Second Coming was inevitably set up to disappoint. 

Battling an enormous wave of long-established hype, the record was always going to struggle to hold back the tide, eventually getting swept away in the overpowering, unreasonably-high water levels of expectation.

This ambitious project by Emily and Michael Eavis and the team could so easily have gone the same way.

I don't know what we all expected, but it was probably too much.

The PR hype was so effective, our need for Glastonbury so strong, that even if Michael Eavis had pulled up outside my house in his red Land Rover and whisked me off to Worthy for a pint with Chris Martin, a piano duet with Paul McCartney and some karaoke with Florence and The Machine, I would still have felt a tinge of disappointment - because it wasn't the Glastonbury Festival I so love.

But it never could be. You can't follow-up that festival.

But they had a darn good go. And it was as close as anyone will get. 

What the Worthy team achieved was immense - and in time it will be seen as a classic, groundbreaking piece of work, I'm sure. 

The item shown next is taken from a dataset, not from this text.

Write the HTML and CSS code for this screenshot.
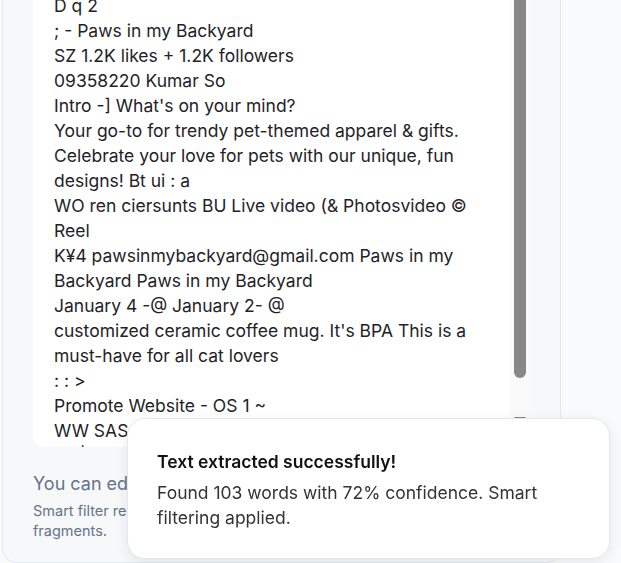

It was a stunning piece of film making, featuring some stunning performances, and will hopefully help secure the future of the event we hold so dear.

So the ambition has to be applauded, and the achievement respected, because you can't achieve the impossible - but this is about as close as you will ever get.

When the mud is washed off and the tent packed away, we will look back at this Glastonbury and file it firmly in the 'good years' file.